Through your Facebook network or media articles, you may have come across the website, HowSafeisMexico.com . The website which is not openly credited to a specific author, provides a number of statistics that generally show that much of Mexico is very safe and open for business and tourism (as long as you use common sense in big cities and avoid certain areas of Northern Mexico that have been hard hit by the drug trade). The website claims to have utilized government, media, and consultant sources of information.
A few statistics really stood out, and the critical thinker in me decided to put these ‘wow factor’ statistics to the test.
Probably most pertinent to us here in Chicago was its graph comparing Mexico’s homicide rate to that of American cities including our own.
If this graph is accurate it should be New Orleans, Saint Louis, and perhaps even Chicago deserve travel advisories rather than our southern neighbor. So I went ahead and looked into this infographic. Initially, I was unable to find evidence of the FBI statistics matching their own. For example, Chicago’s regional rate is only 6.8 homicides per hundred thousand inhabitant in 2011 the final year with finalized data – less than half the rate quoted by the Mexican promotion site.
However, then I realized the issue; instead of looking at the region, I had to calculate the city proper. So I took the 431 homicides in 2011 divided by the 2.7 million residents and found that in that case the rate was sadly slightly higher than the one quoted on the site! Still worse was New Orleans which had 23.7 homicides per hundred thousand residents in 2011.

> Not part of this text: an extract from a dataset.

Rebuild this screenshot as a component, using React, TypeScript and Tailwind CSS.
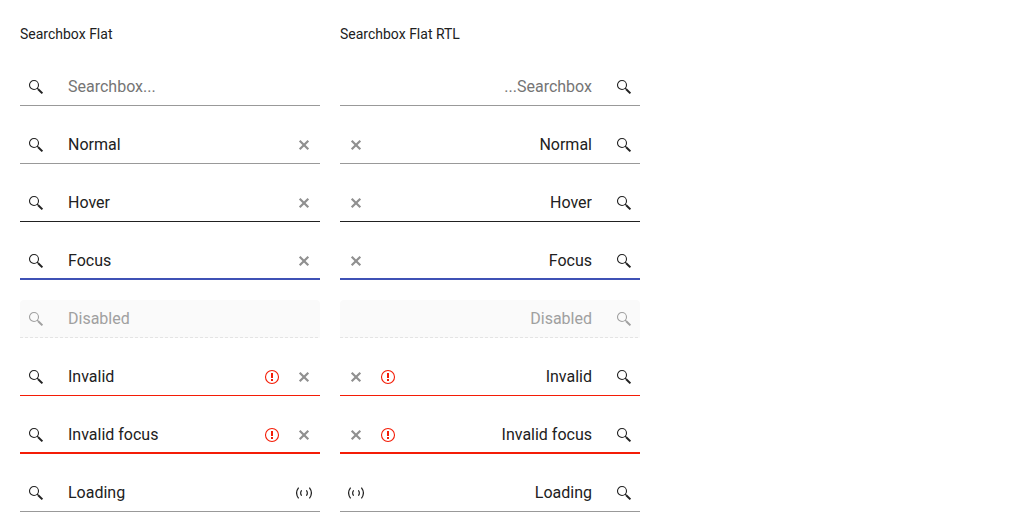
import React, { useState } from "react";

type State =
  | "placeholder"
  | "normal"
  | "hover"
  | "focus"
  | "disabled"
  | "invalid"
  | "invalidFocus"
  | "loading";

const rows: { state: State; value: string }[] = [
  { state: "placeholder", value: "" },
  { state: "normal", value: "Normal" },
  { state: "hover", value: "Hover" },
  { state: "focus", value: "Focus" },
  { state: "disabled", value: "Disabled" },
  { state: "invalid", value: "Invalid" },
  { state: "invalidFocus", value: "Invalid focus" },
  { state: "loading", value: "Loading" },
];

const lines: Record<State, string> = {
  placeholder: "border-b border-[#999999]",
  normal: "border-b border-[#999999]",
  hover: "border-b border-[#212121]",
  focus: "border-b-2 border-[#3f51b5]",
  disabled: "rounded-t bg-[#fafafa]",
  invalid: "border-b border-[#f41c06]",
  invalidFocus: "border-b-2 border-[#f41c06]",
  loading: "border-b border-[#999999]",
};

function SearchIcon() {
  return (
    <svg className="size-4" viewBox="0 0 16 16" fill="none" stroke="currentColor" aria-hidden="true">
      <circle cx="6" cy="6" r="4.5" strokeWidth="1.1" />
      <path d="M9 9l1.7 1.7" strokeWidth="1.2" />
      <path d="M10.2 10.2l4.2 4.2" strokeWidth="2" />
    </svg>
  );
}

function ClearIcon() {
  return (
    <svg className="size-4" viewBox="0 0 16 16" fill="none" stroke="currentColor" aria-hidden="true">
      <path d="M3.7 3.7l8.6 8.6M12.3 3.7l-8.6 8.6" strokeWidth="2.2" />
    </svg>
  );
}

function AlertIcon() {
  return (
    <svg className="size-4" viewBox="0 0 16 16" fill="none" stroke="currentColor" aria-hidden="true">
      <circle cx="8" cy="8" r="6.5" strokeWidth="1.1" />
      <path d="M8 4v5M8 10v2" strokeWidth="2" />
    </svg>
  );
}

function LoadingIcon() {
  return (
    <svg className="size-4" viewBox="0 0 16 16" fill="none" stroke="currentColor" aria-hidden="true">
      <path d="M2.6 2.6Q-1.4 8 2.6 13.4M13.4 2.6Q17.4 8 13.4 13.4" strokeWidth="1.2" />
      <path d="M5.6 5.2Q3.6 8 5.6 10.8M10.4 5.2Q12.4 8 10.4 10.8" strokeWidth="1.1" />
    </svg>
  );
}

function SearchBox({ state, initial }: { state: State; initial: string }) {
  const [value, setValue] = useState(initial);
  const disabled = state === "disabled";
  const invalid = state === "invalid" || state === "invalidFocus";
  const clearable = !disabled && state !== "placeholder" && state !== "loading";
  return (
    <div className={`relative flex h-[38px] ${lines[state]}`}>
      <div
        className={`flex h-[38px] w-full items-center ${disabled ? "text-[#a0a0a0]" : "text-[#212121]"}`}
      >
        <span className="flex w-8 shrink-0 justify-center">
          <SearchIcon />
        </span>
        <input
          type="search"
          aria-label={initial || "Searchbox"}
          aria-invalid={invalid}
          placeholder="Searchbox..."
          disabled={disabled}
          value={value}
          onChange={(e) => setValue(e.target.value)}
          className="h-9 min-w-0 flex-1 appearance-none bg-transparent px-4 pb-0.5 text-base outline-none placeholder:text-[#757575] [&::-webkit-search-cancel-button]:hidden"
        />
        {invalid && (
          <span className="flex w-8 shrink-0 justify-center text-[#f41c06]">
            <AlertIcon />
          </span>
        )}
        {clearable && (
          <button
            type="button"
            aria-label="Clear"
            onClick={() => setValue("")}
            className="flex w-8 shrink-0 justify-center text-[#909090]"
          >
            <ClearIcon />
          </button>
        )}
        {state === "loading" && (
          <span className="flex w-8 shrink-0 justify-center">
            <LoadingIcon />
          </span>
        )}
      </div>
      {disabled && (
        <svg className="absolute bottom-0 left-0 h-px w-full text-[#e4e4e4]" aria-hidden="true">
          <line x1="0" y1="0.5" x2="100%" y2="0.5" stroke="currentColor" strokeDasharray="3 2" />
        </svg>
      )}
    </div>
  );
}

function Column({ title, dir }: { title: string; dir: "ltr" | "rtl" }) {
  return (
    <section className="w-[300px]">
      <h2 className="mb-5 text-sm leading-7">{title}</h2>
      <div dir={dir} className="flex flex-col gap-5">
        {rows.map((row) => (
          <SearchBox key={row.state} state={row.state} initial={row.value} />
        ))}
      </div>
    </section>
  );
}

export default function App() {
  return (
    <main className="flex flex-wrap gap-5 bg-white px-5 pt-5 pb-5 font-['Roboto',sans-serif] text-[#212121]">
      <Column title="Searchbox Flat" dir="ltr" />
      <Column title="Searchbox Flat RTL" dir="rtl" />
    </main>
  );
}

OK so the site is accurate or even conservative in their estimate for American cities, but this was only half of their analysis. Nowhere on the FBI site did I find statistics on foreign countries’ crime rates. Through Mexican government statistics, I found their country’s rate per hundred thousand inhabitants was 24 in 2011. This places it around that of Brazil but below the rate of Honduras or New Orleans for that matter.
While these statistics aren’t gospel, I do praise the site for helping give perspective to the whole situation. Like Mexico, Chicago is at risk of injuring its brand if it is simply seen as a hub of murder and muggings. As someone who has taught after school on the South Side and conducted program evaluation on the West Side, I can tell you that life goes on outside the glitzy Miracle Mile. Oh and if you are going to use statistics at your guide, New Orleans is definitely that place avoid. That and don’t be a male over 15.
“For example, Chicago’s regional rate is only 6.8 homicides per hundred thousand inhabitant in 2011 the final year with finalized data – less than half the rate quoted by the Mexican promotion site.
However, then I realized the issue; instead of looking at the region, I had to calculate the city proper. So I took the 431 homicides in 2011 divided by the 2.7 million residents and found that in that case the rate was sadly slightly higher than the one quoted on the site! Still worse was New Orleans which had 23.7 homicides per hundred thousand residents in 2011.
OK so the site is accurate or even conservative in their estimate for American cities”
The site you’re looking at is bogus and obviously allied to the tourist industry.
You’ve gotten this backwards. The “city” of Chicago is much bigger than the “City of Chicago”. That’s why the FBI use a metropolitan area definition. It reflects the city rather than a portion of it like “city proper”, a bizarre and useless term that does the opposite of what it says.
Chicago’s rate is 7 per 100,000. Much lower than the entire country of Mexico which is the same as New Orleans.